WORK REQUIRED:
All of the data should be repeated exactly; pictures are not part of the copy.

■ ■ ■ ■

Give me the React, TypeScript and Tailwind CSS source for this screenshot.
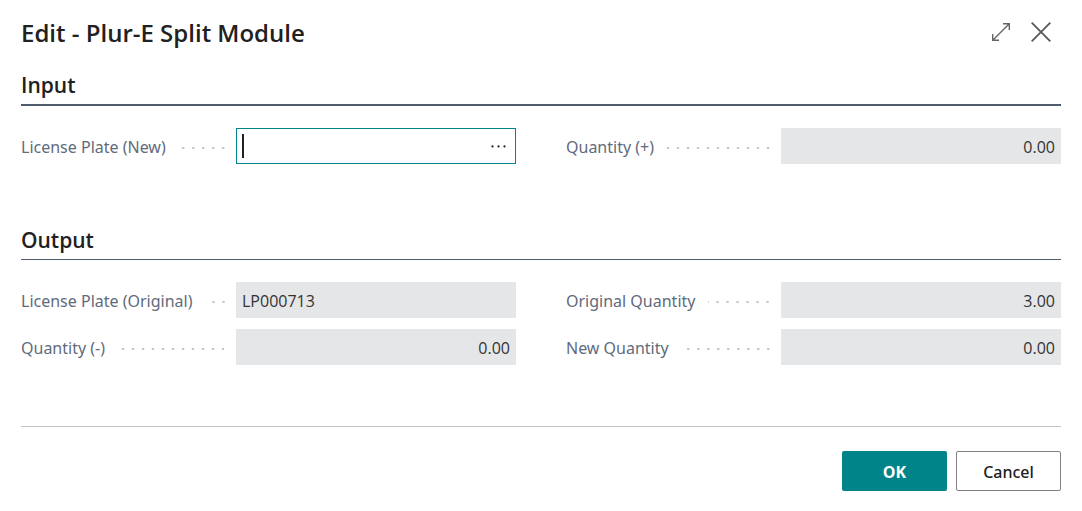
import { useId, useState } from "react";
import type { ReactNode } from "react";

type FieldProps = {
  label: string;
  value: string;
  numeric?: boolean;
};

function FieldRow({ id, label, children }: { id: string; label: string; children: ReactNode }) {
  return (
    <div className="flex h-9 min-w-0 items-center">
      <div className="flex w-[215px] shrink-0 items-center gap-[13px] pr-2.5">
        <label htmlFor={id} className="whitespace-nowrap pt-0.5 font-['Noto_Sans','Open_Sans',sans-serif] text-base leading-6 text-[#5f6b7c]">
          {label}
        </label>
        <svg className="mt-[3px] h-0.5 min-w-0 flex-1" viewBox="0 0 200 2" preserveAspectRatio="xMaxYMid slice" aria-hidden="true">
          {Array.from({ length: 20 }, (_, i) => (
            <circle key={i} cx={197 - i * 10} cy={1} r={1.3} fill="#c6c6c6" />
          ))}
        </svg>
      </div>
      {children}
    </div>
  );
}

function ReadOnlyField({ label, value, numeric = false }: FieldProps) {
  const id = useId();
  return (
    <FieldRow id={id} label={label}>
      <input
        id={id}
        readOnly
        value={value}
        className={`h-9 w-full min-w-0 flex-1 bg-[#e5e6e8] px-1.5 pt-0.5 text-base text-[#333333] outline-none ${
          numeric ? "text-right" : "text-left"
        }`}
      />
    </FieldRow>
  );
}

function LookupField({ label }: { label: string }) {
  const id = useId();
  const [value, setValue] = useState("");
  return (
    <FieldRow id={id} label={label}>
      <div className="relative flex h-9 min-w-0 flex-1 items-center border border-[#00848a] bg-white">
        <input
          id={id}
          value={value}
          onChange={(e) => setValue(e.target.value)}
          className="h-full min-w-0 flex-1 bg-transparent px-1.5 text-base text-[#212121] outline-none"
        />
        {value === "" && <span className="pointer-events-none absolute left-[5px] h-6 w-0.5 bg-[#212121]" />}
        <button type="button" aria-label="Look up value" className="flex h-full w-[34px] shrink-0 items-center justify-center">
          <svg width="16" height="4" viewBox="0 0 16 4" fill="#212121" aria-hidden="true">
            <circle cx="2.5" cy="2.4" r="1.1" />
            <circle cx="8.5" cy="2.4" r="1.1" />
            <circle cx="14.5" cy="2.4" r="1.1" />
          </svg>
        </button>
      </div>
    </FieldRow>
  );
}

export default function App() {
  return (
    <main
      role="dialog"
      aria-labelledby="dialog-title"
      className="bg-white px-[21px] pt-4 pb-5 font-['Open_Sans','Noto_Sans',sans-serif] text-[#212121]"
    >
      <header className="flex h-8 items-center justify-between">
        <h1 id="dialog-title" className="pt-0.5 text-2xl leading-8 font-semibold">
          Edit - Plur-E Split Module
        </h1>
        <div className="flex items-center gap-5 pr-2.5">
          <button type="button" aria-label="Expand" className="flex h-8 w-5 items-center justify-center">
            <svg width="20" height="20" viewBox="0 0 20 20" fill="none" stroke="#666666" strokeWidth="1.4" aria-hidden="true">
              <path d="M1.5 18.5 18.5 1.5M12 1.7H18.3V8M1.7 12V18.3H8" />
            </svg>
          </button>
          <button type="button" aria-label="Close" className="flex h-8 w-5 items-center justify-center">
            <svg width="20" height="20" viewBox="0 0 20 20" fill="none" stroke="#595959" strokeWidth="1.8" aria-hidden="true">
              <path d="M.7.7 19.3 19.3M19.3.7.7 19.3" />
            </svg>
          </button>
        </div>
      </header>

      <section className="pt-5">
        <h2 className="h-[38px] border-b-2 border-[#505c6d] text-[21px] leading-[34px] font-semibold">Input</h2>
        <div className="grid grid-cols-2 gap-x-[50px] gap-y-[11px] pt-[22px]">
          <LookupField label="License Plate (New)" />
          <ReadOnlyField label="Quantity (+)" value="0.00" numeric />
        </div>
      </section>

      <section className="pt-[58px]">
        <h2 className="h-[38px] border-b border-[#505c6d] text-[21px] leading-9 font-semibold">Output</h2>
        <div className="grid grid-cols-2 gap-x-[50px] gap-y-[11px] pt-[22px]">
          <ReadOnlyField label="License Plate (Original)" value="LP000713" />
          <ReadOnlyField label="Original Quantity" value="3.00" numeric />
          <ReadOnlyField label="Quantity (-)" value="0.00" numeric />
          <ReadOnlyField label="New Quantity" value="0.00" numeric />
        </div>
      </section>

      <footer className="mt-[61px] flex justify-end gap-[9px] border-t border-[#c6c6c6] pt-6">
        <button type="button" className="h-10 w-[105px] rounded-xs bg-[#00848a] pt-0.5 text-base font-bold text-white">
          OK
        </button>
        <button type="button" className="h-10 w-[105px] rounded-xs border border-[#808080] bg-white pt-0.5 font-['Noto_Sans','Open_Sans',sans-serif] text-base font-medium">
          Cancel
        </button>
      </footer>
    </main>
  );
}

■ ■ ■ ■

RESPONSE TO THE TASK:
Give me the React, TypeScript and Tailwind CSS source for this screenshot.
import { useId, useState } from "react";
import type { ReactNode } from "react";

type FieldProps = {
  label: string;
  value: string;
  numeric?: boolean;
};

function FieldRow({ id, label, children }: { id: string; label: string; children: ReactNode }) {
  return (
    <div className="flex h-9 min-w-0 items-center">
      <div className="flex w-[215px] shrink-0 items-center gap-[13px] pr-2.5">
        <label htmlFor={id} className="whitespace-nowrap pt-0.5 font-['Noto_Sans','Open_Sans',sans-serif] text-base leading-6 text-[#5f6b7c]">
          {label}
        </label>
        <svg className="mt-[3px] h-0.5 min-w-0 flex-1" viewBox="0 0 200 2" preserveAspectRatio="xMaxYMid slice" aria-hidden="true">
          {Array.from({ length: 20 }, (_, i) => (
            <circle key={i} cx={197 - i * 10} cy={1} r={1.3} fill="#c6c6c6" />
          ))}
        </svg>
      </div>
      {children}
    </div>
  );
}

function ReadOnlyField({ label, value, numeric = false }: FieldProps) {
  const id = useId();
  return (
    <FieldRow id={id} label={label}>
      <input
        id={id}
        readOnly
        value={value}
        className={`h-9 w-full min-w-0 flex-1 bg-[#e5e6e8] px-1.5 pt-0.5 text-base text-[#333333] outline-none ${
          numeric ? "text-right" : "text-left"
        }`}
      />
    </FieldRow>
  );
}

function LookupField({ label }: { label: string }) {
  const id = useId();
  const [value, setValue] = useState("");
  return (
    <FieldRow id={id} label={label}>
      <div className="relative flex h-9 min-w-0 flex-1 items-center border border-[#00848a] bg-white">
        <input
          id={id}
          value={value}
          onChange={(e) => setValue(e.target.value)}
          className="h-full min-w-0 flex-1 bg-transparent px-1.5 text-base text-[#212121] outline-none"
        />
        {value === "" && <span className="pointer-events-none absolute left-[5px] h-6 w-0.5 bg-[#212121]" />}
        <button type="button" aria-label="Look up value" className="flex h-full w-[34px] shrink-0 items-center justify-center">
          <svg width="16" height="4" viewBox="0 0 16 4" fill="#212121" aria-hidden="true">
            <circle cx="2.5" cy="2.4" r="1.1" />
            <circle cx="8.5" cy="2.4" r="1.1" />
            <circle cx="14.5" cy="2.4" r="1.1" />
          </svg>
        </button>
      </div>
    </FieldRow>
  );
}

export default function App() {
  return (
    <main
      role="dialog"
      aria-labelledby="dialog-title"
      className="bg-white px-[21px] pt-4 pb-5 font-['Open_Sans','Noto_Sans',sans-serif] text-[#212121]"
    >
      <header className="flex h-8 items-center justify-between">
        <h1 id="dialog-title" className="pt-0.5 text-2xl leading-8 font-semibold">
          Edit - Plur-E Split Module
        </h1>
        <div className="flex items-center gap-5 pr-2.5">
          <button type="button" aria-label="Expand" className="flex h-8 w-5 items-center justify-center">
            <svg width="20" height="20" viewBox="0 0 20 20" fill="none" stroke="#666666" strokeWidth="1.4" aria-hidden="true">
              <path d="M1.5 18.5 18.5 1.5M12 1.7H18.3V8M1.7 12V18.3H8" />
            </svg>
          </button>
          <button type="button" aria-label="Close" className="flex h-8 w-5 items-center justify-center">
            <svg width="20" height="20" viewBox="0 0 20 20" fill="none" stroke="#595959" strokeWidth="1.8" aria-hidden="true">
              <path d="M.7.7 19.3 19.3M19.3.7.7 19.3" />
            </svg>
          </button>
        </div>
      </header>

      <section className="pt-5">
        <h2 className="h-[38px] border-b-2 border-[#505c6d] text-[21px] leading-[34px] font-semibold">Input</h2>
        <div className="grid grid-cols-2 gap-x-[50px] gap-y-[11px] pt-[22px]">
          <LookupField label="License Plate (New)" />
          <ReadOnlyField label="Quantity (+)" value="0.00" numeric />
        </div>
      </section>

      <section className="pt-[58px]">
        <h2 className="h-[38px] border-b border-[#505c6d] text-[21px] leading-9 font-semibold">Output</h2>
        <div className="grid grid-cols-2 gap-x-[50px] gap-y-[11px] pt-[22px]">
          <ReadOnlyField label="License Plate (Original)" value="LP000713" />
          <ReadOnlyField label="Original Quantity" value="3.00" numeric />
          <ReadOnlyField label="Quantity (-)" value="0.00" numeric />
          <ReadOnlyField label="New Quantity" value="0.00" numeric />
        </div>
      </section>

      <footer className="mt-[61px] flex justify-end gap-[9px] border-t border-[#c6c6c6] pt-6">
        <button type="button" className="h-10 w-[105px] rounded-xs bg-[#00848a] pt-0.5 text-base font-bold text-white">
          OK
        </button>
        <button type="button" className="h-10 w-[105px] rounded-xs border border-[#808080] bg-white pt-0.5 font-['Noto_Sans','Open_Sans',sans-serif] text-base font-medium">
          Cancel
        </button>
      </footer>
    </main>
  );
}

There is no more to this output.